The use of long-term features for GMM- and i-vector-based speaker diarization systems

Several factors contribute to the performance of speaker diarization systems. For instance, the appropriate selection of speech features is one of the key aspects that affect speaker diarization systems. The other factors include the techniques employed to perform both segmentation and clustering. While the static mel frequency cepstral coefficients are the most widely used features in speech-related tasks including speaker diarization, several studies have shown the benefits of augmenting regular speech features with the static ones.In this work, we have proposed and assessed the use of voice-quality features (i.e., jitter, shimmer, and Glottal-to-Noise Excitation ratio) within the framework of speaker diarization. These acoustic attributes are employed together with the state-of-the-art short-term cepstral and long-term prosodic features. Additionally, the use of delta dynamic features is also explored separately both for segmentation and bottom-up clustering sub-tasks.
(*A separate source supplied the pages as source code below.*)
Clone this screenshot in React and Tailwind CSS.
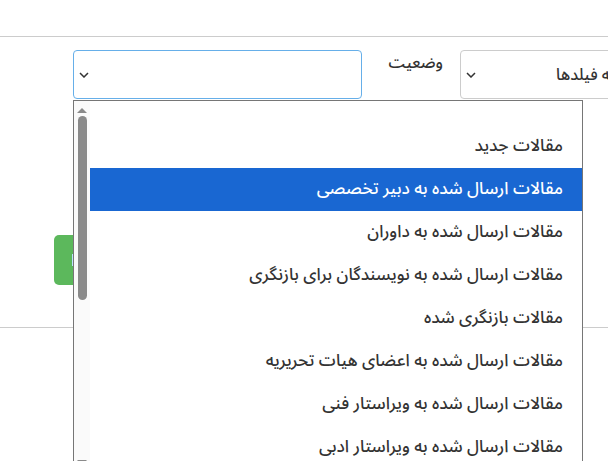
import React from 'react';

const options = [
  'مقالات جدید',
  'مقالات ارسال شده به دبیر تخصصی',
  'مقالات ارسال شده به داوران',
  'مقالات ارسال شده به نویسندگان برای بازنگری',
  'مقالات بازنگری شده',
  'مقالات ارسال شده به اعضای هیات تحریریه',
  'مقالات ارسال شده به ویراستار فنی',
  'مقالات ارسال شده به ویراستار ادبی',
];

const Chevron = () => (
  <svg width="10" height="6" viewBox="0 0 10 6" className="shrink-0">
    <path d="M1 1l4 4 4-4" fill="none" stroke="#333" strokeWidth="1.5" />
  </svg>
);

export default function App() {
  const selected = 1;

  return (
    <div
      className="relative w-[608px] h-[461px] bg-white overflow-hidden text-[#333]"
      style={{ fontFamily: '"Noto Sans Arabic", "DejaVu Sans", sans-serif' }}
    >
      {/* header strip */}
      <div className="h-[37px] border-b border-[#ccc]" />

      {/* filter row */}
      <div className="flex items-start pt-[13px] pl-[73px]">
        <div className="shrink-0 flex items-center w-[289px] h-[49px] border border-[#66afe9] rounded-[4px] pl-[5px]">
          <Chevron />
        </div>
        <div dir="rtl" className="shrink-0 ml-[27px] w-[54px] pt-[3px] text-[16px] font-medium leading-[20px] text-[#333]">
          وضعیت
        </div>
        <div className="flex items-center shrink-0 ml-[17px] w-[220px] h-[49px] border border-[#ccc] rounded-[4px] pl-[5px]">
          <Chevron />
          <span dir="rtl" className="ml-[80px] text-[16px] font-medium whitespace-nowrap">
            همه فیلدها
          </span>
        </div>
      </div>

      {/* search button */}
      <div className="mt-[136px] ml-[54px] flex items-center w-[120px] h-[50px] bg-[#5cb85c] rounded-[5px] pl-[18px]">
        <span className="w-[2px] h-[12px] bg-[#bde4ff]" />
      </div>

      <div className="mt-[42px] border-b border-[#ccc]" />

      {/* opened select list */}
      <div className="absolute left-[73px] top-[100px] w-[510px] h-[370px] flex border border-[#767676] bg-white">
        <div className="w-[16px] bg-[#fafafa] flex flex-col items-center">
          <div className="mt-[7px] w-0 h-0 border-l-[5px] border-r-[5px] border-b-[5px] border-l-transparent border-r-transparent border-b-[#8a8a8a]" />
          <div className="mt-[3px] w-[9px] h-[184px] rounded-full bg-[#8a8a8a]" />
          <div className="mt-auto mb-[4px] w-0 h-0 border-l-[5px] border-r-[5px] border-t-[5px] border-l-transparent border-r-transparent border-t-[#8a8a8a]" />
        </div>
        <div dir="rtl" className="flex-1 pt-[24px]">
          {options.map((opt, i) => (
            <div
              key={i}
              className={
                'h-[43px] flex items-center pr-[19px] text-[17px] font-medium whitespace-nowrap ' +
                (i === selected ? 'bg-[#1967d2] text-white' : 'text-[#333]')
              }
            >
              {opt}
            </div>
          ))}
        </div>
      </div>
    </div>
  );
}
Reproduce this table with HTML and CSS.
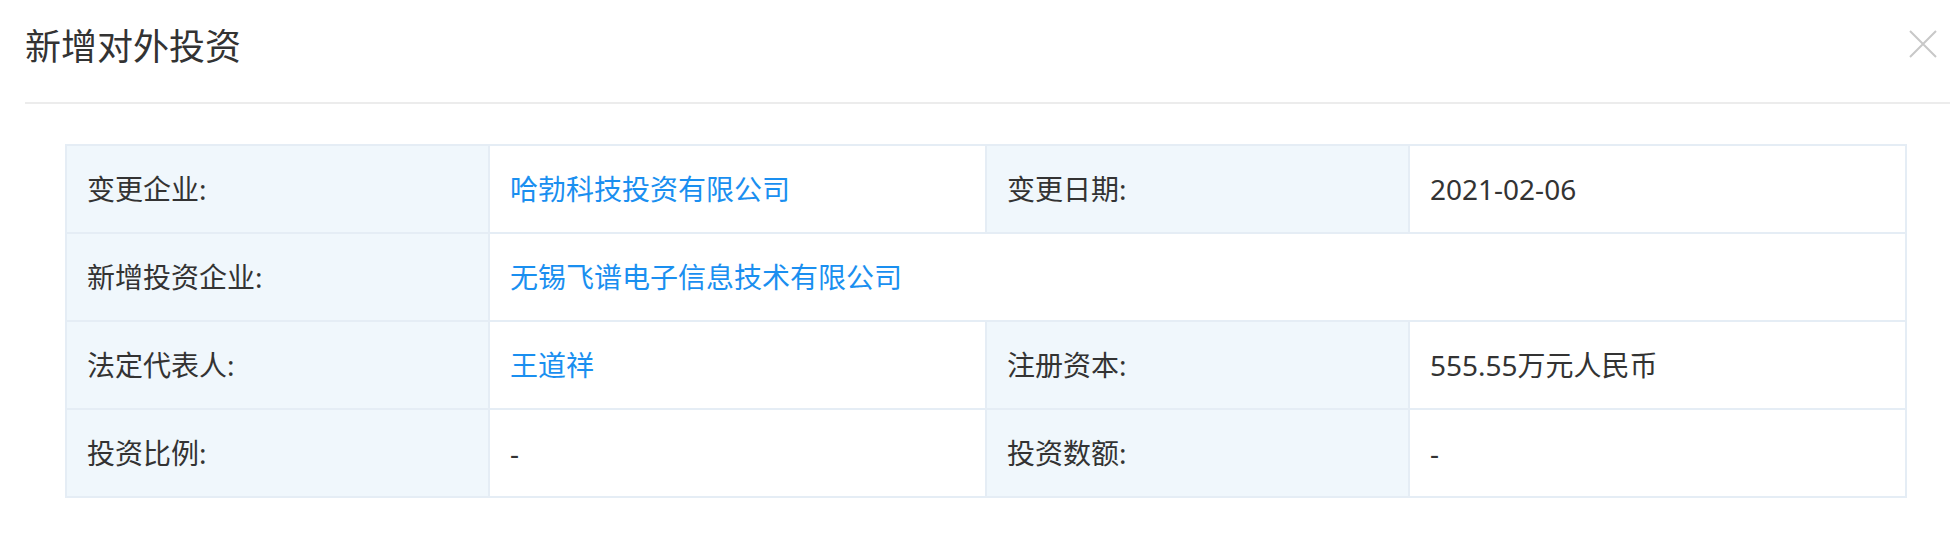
FILE: index.html
```html
<!DOCTYPE html>
<html lang="zh-CN">
<head>
<meta charset="utf-8">
<title>新增对外投资</title>
<link rel="stylesheet" href="styles.css">
</head>
<body>
<div class="modal">
  <div class="modal-header">
    <h1 class="modal-title">新增对外投资</h1>
    <span class="modal-close" aria-label="关闭">
      <svg width="28" height="28" viewBox="0 0 28 28"><path d="M1 1 L27 27 M27 1 L1 27" stroke="#c8c8c8" stroke-width="2" fill="none"/></svg>
    </span>
  </div>
  <table class="detail">
    <colgroup>
      <col class="c-label"><col class="c-value"><col class="c-label"><col class="c-value">
    </colgroup>
    <tr>
      <td class="label">变更企业:</td>
      <td class="value"><a class="link">哈勃科技投资有限公司</a></td>
      <td class="label">变更日期:</td>
      <td class="value">2021-02-06</td>
    </tr>
    <tr>
      <td class="label">新增投资企业:</td>
      <td class="value" colspan="3"><a class="link">无锡飞谱电子信息技术有限公司</a></td>
    </tr>
    <tr>
      <td class="label">法定代表人:</td>
      <td class="value"><a class="link">王道祥</a></td>
      <td class="label">注册资本:</td>
      <td class="value">555.55万元人民币</td>
    </tr>
    <tr>
      <td class="label">投资比例:</td>
      <td class="value">-</td>
      <td class="label">投资数额:</td>
      <td class="value">-</td>
    </tr>
  </table>
</div>
</body>
</html>
```
FILE: styles.css
```css
html, body {
  margin: 0;
  padding: 0;
  background: #ffffff;
}
body {
  font-family: "Noto Sans", "Noto Sans CJK SC", sans-serif;
  color: #333333;
}
.modal {
  padding-left: 25px;
}
.modal-header {
  display: flex;
  align-items: center;
  justify-content: space-between;
  padding-top: 26px;
  padding-bottom: 40px;
  border-bottom: 2px solid #ececec;
}
.modal-title {
  margin: 0;
  font-family: "Noto Sans CJK SC", sans-serif;
  font-size: 36px;
  line-height: 36px;
  font-weight: 400;
  color: #333333;
}
.modal-close {
  display: flex;
  width: 28px;
  height: 28px;
  margin-right: 13px;
}
.detail {
  margin: 40px 0 0 40px;
  border-collapse: collapse;
  table-layout: fixed;
  width: 1840px;
  font-size: 28px;
  line-height: 36px;
}
.c-label { width: 423px; }
.c-value { width: 497px; }
.detail td {
  height: 86px;
  padding: 0 20px;
  border: 2px solid #e5edf5;
  vertical-align: middle;
  white-space: nowrap;
}
.detail .label {
  background: #f0f7fc;
  color: #333333;
}
.detail .value {
  background: #ffffff;
  color: #333333;
}
.link {
  color: #1a8ff0;
  text-decoration: none;
  cursor: pointer;
}
```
The combination of the different feature sets is carried out at several levels. At the feature level, the long-term speech features are stacked in the same feature vector. At the score level, the short- and long-term speech features are independently modeled and fused at the score likelihood level.Various feature combinations have been applied both for Gaussian mixture modeling and i-vector-based speaker diarization systems. The experiments have been carried out on Augmented Multi-party Interaction meeting corpus. The best result, in terms of diarization error rate, is reported by using i-vector-based cosine-distance clustering together with a signal parameterization consisting of a combination of static cepstral coefficients, delta, voice-quality, and prosodic features. The best result shows about 24% relative diarization error rate improvement compared to the baseline system which is based on Gaussian mixture modeling and short-term static cepstral coefficients.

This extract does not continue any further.